> _Supplied information_
+++

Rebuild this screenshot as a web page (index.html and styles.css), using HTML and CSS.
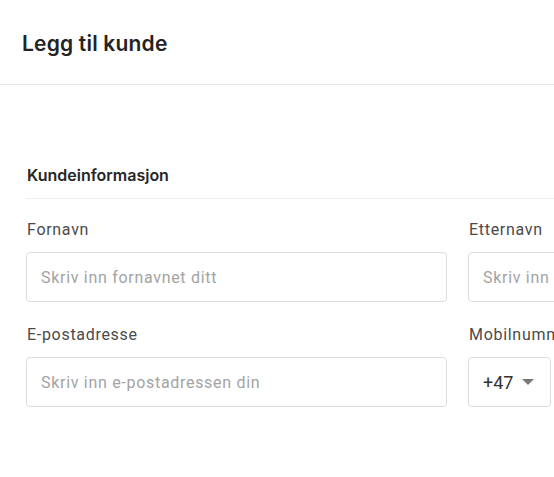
FILE: index.html
```html
<!DOCTYPE html>
<html lang="no">

<head>
  <meta charset="UTF-8" />
  <title>Legg til kunde</title>
  <link rel="stylesheet" href="styles.css">
</head>

<body>

  <div class="topp">
    <h1 class="tittel">Legg til kunde</h1>
  </div>

  <div class="innhold">
    <h2 class="seksjon">Kundeinformasjon</h2>

    <div class="rad">
      <div class="felt">
        <label for="fornavn">Fornavn</label>
        <input type="text" id="fornavn" placeholder="Skriv inn fornavnet ditt">
      </div>
      <div class="felt">
        <label for="etternavn">Etternavn</label>
        <input type="text" id="etternavn" placeholder="Skriv inn etternavnet ditt">
      </div>
    </div>

    <div class="rad">
      <div class="felt">
        <label for="epost">E-postadresse</label>
        <input type="text" id="epost" placeholder="Skriv inn e-postadressen din">
      </div>
      <div class="felt">
        <label for="mobil">Mobilnummer</label>
        <div class="telefon">
          <div class="landkode">+47 <span class="pil"></span></div>
          <input type="text" id="mobil" placeholder="Skriv inn mobilnummeret ditt">
        </div>
      </div>
    </div>
  </div>

</body>

</html>
```

FILE: styles.css
```css
body {
  margin: 0;
  background: #fff;
  font-family: Roboto, "Liberation Sans", sans-serif;
  overflow: hidden;
  width: 554px;
  height: 477px;
}

.topp {
  height: 84px;
  padding: 0 22px;
  display: flex;
  align-items: center;
  border-bottom: 1px solid #e4e4e4;
}

.tittel {
  margin: 2px 0 0;
  font-family: Inter, "Liberation Sans", sans-serif;
  font-size: 21px;
  font-weight: 600;
  color: #232323;
  letter-spacing: 0.2px;
}

.innhold {
  width: 864px;
  padding: 79px 0 0 26px;
}

.seksjon {
  margin: 0;
  padding: 0 0 12px 1px;
  font-family: Inter, "Liberation Sans", sans-serif;
  font-size: 16px;
  font-weight: 600;
  color: #262626;
  line-height: 22px;
  border-bottom: 1px solid #efefef;
}

.rad {
  display: grid;
  grid-template-columns: 421px 421px;
  gap: 21px;
  margin-top: 21px;
}

.rad + .rad {
  margin-top: 23px;
}

.felt label {
  display: block;
  padding-left: 1px;
  font-size: 16px;
  line-height: 20px;
  letter-spacing: 0.7px;
  color: #4a4a4a;
  margin-bottom: 12px;
}

input {
  box-sizing: border-box;
  width: 100%;
  height: 50px;
  padding: 0 14px;
  border: 1px solid #dcdcdc;
  border-radius: 4px;
  font-family: Roboto, "Liberation Sans", sans-serif;
  font-size: 16px;
  letter-spacing: 0.7px;
  color: #333;
}

input::placeholder {
  color: #a3a3a3;
}

.telefon {
  display: flex;
  gap: 10px;
}

.landkode {
  box-sizing: border-box;
  flex: none;
  width: 83px;
  height: 50px;
  padding: 0 14px;
  border: 1px solid #dcdcdc;
  border-radius: 4px;
  display: flex;
  align-items: center;
  gap: 9px;
  font-size: 18px;
  color: #333;
}

.pil {
  width: 0;
  height: 0;
  border-left: 6px solid transparent;
  border-right: 6px solid transparent;
  border-top: 6px solid #777;
}
```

+++

> _Problem to work on_
Repeat the data exactly in full, omitting its pictures.

> _Problem solution_
Rebuild this screenshot as a web page (index.html and styles.css), using HTML and CSS.
FILE: index.html
```html
<!DOCTYPE html>
<html lang="no">

<head>
  <meta charset="UTF-8" />
  <title>Legg til kunde</title>
  <link rel="stylesheet" href="styles.css">
</head>

<body>

  <div class="topp">
    <h1 class="tittel">Legg til kunde</h1>
  </div>

  <div class="innhold">
    <h2 class="seksjon">Kundeinformasjon</h2>

    <div class="rad">
      <div class="felt">
        <label for="fornavn">Fornavn</label>
        <input type="text" id="fornavn" placeholder="Skriv inn fornavnet ditt">
      </div>
      <div class="felt">
        <label for="etternavn">Etternavn</label>
        <input type="text" id="etternavn" placeholder="Skriv inn etternavnet ditt">
      </div>
    </div>

    <div class="rad">
      <div class="felt">
        <label for="epost">E-postadresse</label>
        <input type="text" id="epost" placeholder="Skriv inn e-postadressen din">
      </div>
      <div class="felt">
        <label for="mobil">Mobilnummer</label>
        <div class="telefon">
          <div class="landkode">+47 <span class="pil"></span></div>
          <input type="text" id="mobil" placeholder="Skriv inn mobilnummeret ditt">
        </div>
      </div>
    </div>
  </div>

</body>

</html>
```

FILE: styles.css
```css
body {
  margin: 0;
  background: #fff;
  font-family: Roboto, "Liberation Sans", sans-serif;
  overflow: hidden;
  width: 554px;
  height: 477px;
}

.topp {
  height: 84px;
  padding: 0 22px;
  display: flex;
  align-items: center;
  border-bottom: 1px solid #e4e4e4;
}

.tittel {
  margin: 2px 0 0;
  font-family: Inter, "Liberation Sans", sans-serif;
  font-size: 21px;
  font-weight: 600;
  color: #232323;
  letter-spacing: 0.2px;
}

.innhold {
  width: 864px;
  padding: 79px 0 0 26px;
}

.seksjon {
  margin: 0;
  padding: 0 0 12px 1px;
  font-family: Inter, "Liberation Sans", sans-serif;
  font-size: 16px;
  font-weight: 600;
  color: #262626;
  line-height: 22px;
  border-bottom: 1px solid #efefef;
}

.rad {
  display: grid;
  grid-template-columns: 421px 421px;
  gap: 21px;
  margin-top: 21px;
}

.rad + .rad {
  margin-top: 23px;
}

.felt label {
  display: block;
  padding-left: 1px;
  font-size: 16px;
  line-height: 20px;
  letter-spacing: 0.7px;
  color: #4a4a4a;
  margin-bottom: 12px;
}

input {
  box-sizing: border-box;
  width: 100%;
  height: 50px;
  padding: 0 14px;
  border: 1px solid #dcdcdc;
  border-radius: 4px;
  font-family: Roboto, "Liberation Sans", sans-serif;
  font-size: 16px;
  letter-spacing: 0.7px;
  color: #333;
}

input::placeholder {
  color: #a3a3a3;
}

.telefon {
  display: flex;
  gap: 10px;
}

.landkode {
  box-sizing: border-box;
  flex: none;
  width: 83px;
  height: 50px;
  padding: 0 14px;
  border: 1px solid #dcdcdc;
  border-radius: 4px;
  display: flex;
  align-items: center;
  gap: 9px;
  font-size: 18px;
  color: #333;
}

.pil {
  width: 0;
  height: 0;
  border-left: 6px solid transparent;
  border-right: 6px solid transparent;
  border-top: 6px solid #777;
}
```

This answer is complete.